Pero allí no termina la geografía del asunto. Cuando apenas había cumplido veinte años de edad, a comienzos de los años ochenta, Alexander Payne vivió durante varios meses en la ciudad de Medellín, mientras completaba el trabajo de campo para su tesis de grado de la Universidad de Stanford. Como resultado de su investigación, quedó el artículo “Crecimiento y cambio social en Medellín, 1900-1930”, publicado en el primer número de la revista de la Fundación Antioqueña para los Estudios Sociales (FAES). Seguramente Constantine Alexandre Payne (así firmó el artículo de marras) encontró muchas afinidades entre la Medellín de comienzos del siglo XX y su natal Omaha: la religiosidad, el etos igualitario, el gusto por el trabajo y el arribismo soterrado, todas características de la ética protestante de los antioqueños que ha fascinado a varias generaciones de científicos sociales.

En su artículo, Payne incluyó la siguiente cita, tomada de un cuento popular antioqueño escrito en las postrimerías del siglo XIX: “Julio era hijo de un rico minero que vino a establecerse a Medellín.

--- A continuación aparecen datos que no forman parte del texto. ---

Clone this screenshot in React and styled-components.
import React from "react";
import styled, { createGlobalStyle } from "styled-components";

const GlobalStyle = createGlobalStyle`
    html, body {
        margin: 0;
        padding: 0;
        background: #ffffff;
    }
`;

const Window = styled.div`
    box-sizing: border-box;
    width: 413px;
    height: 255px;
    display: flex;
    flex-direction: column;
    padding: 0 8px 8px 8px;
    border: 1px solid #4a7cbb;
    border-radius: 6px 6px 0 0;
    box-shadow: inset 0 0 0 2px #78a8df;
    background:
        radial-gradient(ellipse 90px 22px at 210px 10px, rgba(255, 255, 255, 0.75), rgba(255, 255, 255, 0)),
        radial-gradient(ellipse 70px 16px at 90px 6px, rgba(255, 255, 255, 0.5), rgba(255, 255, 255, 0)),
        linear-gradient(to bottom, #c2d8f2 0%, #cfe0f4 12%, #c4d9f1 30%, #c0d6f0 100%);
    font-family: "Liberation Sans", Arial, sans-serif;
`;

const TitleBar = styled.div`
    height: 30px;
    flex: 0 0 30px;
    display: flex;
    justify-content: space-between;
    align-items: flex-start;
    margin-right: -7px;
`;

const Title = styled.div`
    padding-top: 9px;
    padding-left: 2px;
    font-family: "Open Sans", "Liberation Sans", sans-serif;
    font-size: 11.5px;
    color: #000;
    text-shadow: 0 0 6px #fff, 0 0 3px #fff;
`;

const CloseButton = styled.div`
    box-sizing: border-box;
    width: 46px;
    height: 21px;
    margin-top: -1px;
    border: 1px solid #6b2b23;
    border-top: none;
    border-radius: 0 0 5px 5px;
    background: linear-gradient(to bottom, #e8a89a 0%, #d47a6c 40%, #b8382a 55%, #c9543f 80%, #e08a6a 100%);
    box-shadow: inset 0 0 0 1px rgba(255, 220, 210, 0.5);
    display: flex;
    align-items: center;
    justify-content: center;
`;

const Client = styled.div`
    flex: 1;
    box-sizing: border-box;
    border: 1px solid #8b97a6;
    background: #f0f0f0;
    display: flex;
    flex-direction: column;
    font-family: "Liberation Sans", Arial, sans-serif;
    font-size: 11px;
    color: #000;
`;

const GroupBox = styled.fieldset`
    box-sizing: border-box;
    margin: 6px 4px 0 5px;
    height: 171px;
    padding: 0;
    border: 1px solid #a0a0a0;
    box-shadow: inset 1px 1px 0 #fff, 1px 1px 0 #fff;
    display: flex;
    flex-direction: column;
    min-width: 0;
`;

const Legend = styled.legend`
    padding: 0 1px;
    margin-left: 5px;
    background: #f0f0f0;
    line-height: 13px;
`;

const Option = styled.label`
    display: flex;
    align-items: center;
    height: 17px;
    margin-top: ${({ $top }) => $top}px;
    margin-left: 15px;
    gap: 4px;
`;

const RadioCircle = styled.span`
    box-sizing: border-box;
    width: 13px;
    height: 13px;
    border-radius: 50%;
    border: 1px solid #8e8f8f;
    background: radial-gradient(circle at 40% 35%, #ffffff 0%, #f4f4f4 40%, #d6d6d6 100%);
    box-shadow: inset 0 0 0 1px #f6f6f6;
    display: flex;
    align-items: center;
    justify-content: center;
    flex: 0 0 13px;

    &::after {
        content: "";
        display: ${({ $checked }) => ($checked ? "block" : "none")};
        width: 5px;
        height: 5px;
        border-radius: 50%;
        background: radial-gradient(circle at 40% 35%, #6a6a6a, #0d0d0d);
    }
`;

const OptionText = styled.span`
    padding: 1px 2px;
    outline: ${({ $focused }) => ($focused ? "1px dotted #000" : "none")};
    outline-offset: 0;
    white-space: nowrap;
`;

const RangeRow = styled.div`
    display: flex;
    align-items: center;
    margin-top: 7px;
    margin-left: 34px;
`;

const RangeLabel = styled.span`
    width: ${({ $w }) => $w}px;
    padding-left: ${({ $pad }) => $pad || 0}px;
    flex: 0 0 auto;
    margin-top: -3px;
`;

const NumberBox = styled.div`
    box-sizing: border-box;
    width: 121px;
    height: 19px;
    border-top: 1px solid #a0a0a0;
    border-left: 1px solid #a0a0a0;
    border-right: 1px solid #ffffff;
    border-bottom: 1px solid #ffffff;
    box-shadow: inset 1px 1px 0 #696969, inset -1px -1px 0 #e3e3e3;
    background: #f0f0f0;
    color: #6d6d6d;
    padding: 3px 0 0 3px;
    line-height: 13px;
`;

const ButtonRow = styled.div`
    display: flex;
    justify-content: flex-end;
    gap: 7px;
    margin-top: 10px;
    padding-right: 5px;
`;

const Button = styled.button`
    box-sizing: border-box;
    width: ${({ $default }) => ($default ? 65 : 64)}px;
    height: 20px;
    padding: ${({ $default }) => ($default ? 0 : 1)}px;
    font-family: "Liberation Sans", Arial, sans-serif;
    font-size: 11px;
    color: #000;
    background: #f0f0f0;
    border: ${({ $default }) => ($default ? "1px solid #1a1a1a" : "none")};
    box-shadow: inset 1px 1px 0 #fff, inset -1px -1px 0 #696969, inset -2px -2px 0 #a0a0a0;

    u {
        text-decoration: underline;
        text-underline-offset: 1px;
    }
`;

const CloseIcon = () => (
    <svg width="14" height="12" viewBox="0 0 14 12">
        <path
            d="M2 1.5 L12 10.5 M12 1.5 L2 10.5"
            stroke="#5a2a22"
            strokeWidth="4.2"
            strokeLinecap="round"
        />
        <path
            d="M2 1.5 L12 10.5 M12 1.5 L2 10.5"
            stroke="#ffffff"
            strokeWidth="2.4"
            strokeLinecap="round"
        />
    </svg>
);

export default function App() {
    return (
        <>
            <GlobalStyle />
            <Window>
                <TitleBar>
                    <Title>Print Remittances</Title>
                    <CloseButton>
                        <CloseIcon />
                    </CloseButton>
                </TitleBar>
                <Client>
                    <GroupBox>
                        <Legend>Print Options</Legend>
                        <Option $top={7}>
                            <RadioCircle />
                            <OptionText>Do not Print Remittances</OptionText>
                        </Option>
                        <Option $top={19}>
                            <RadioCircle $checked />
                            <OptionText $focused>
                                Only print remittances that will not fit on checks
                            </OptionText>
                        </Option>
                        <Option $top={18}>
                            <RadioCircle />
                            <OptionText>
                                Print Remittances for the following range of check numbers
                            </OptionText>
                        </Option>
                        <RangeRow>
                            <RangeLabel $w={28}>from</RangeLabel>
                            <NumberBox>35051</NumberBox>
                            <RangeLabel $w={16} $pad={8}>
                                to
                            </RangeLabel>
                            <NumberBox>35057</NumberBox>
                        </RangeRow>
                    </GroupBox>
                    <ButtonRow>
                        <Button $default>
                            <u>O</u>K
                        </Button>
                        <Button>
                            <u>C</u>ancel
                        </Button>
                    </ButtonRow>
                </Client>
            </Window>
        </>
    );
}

Educado a medias, primero en el antiguo Colegio del Estado y más tarde en uno de los establecimientos de los Estados Unidos, era un verdadero tipo del siglo, un conjunto heterogéneo de intolerancia y bondad, de buenas maneras y salidas bruscas e inesperadas, de arranques de generosidad y movimientos coléricos, de sentimientos cristianos y humanitarios, e impulsos perversos y salvajes. Era una muestra del híbrido, resultado de la rudeza campesina y la educación cortesana”.

Cien años después, esa caracterización del espíritu antioqueño sigue teniendo mucha vigencia. Payne ha expresado varias veces su fascinación por los antioqueños. Incluso su deseo de filmar una película sobre los arrieros paisas del siglo XIX. El costumbrismo antioqueño nunca había estado tan cerca de Hollywood.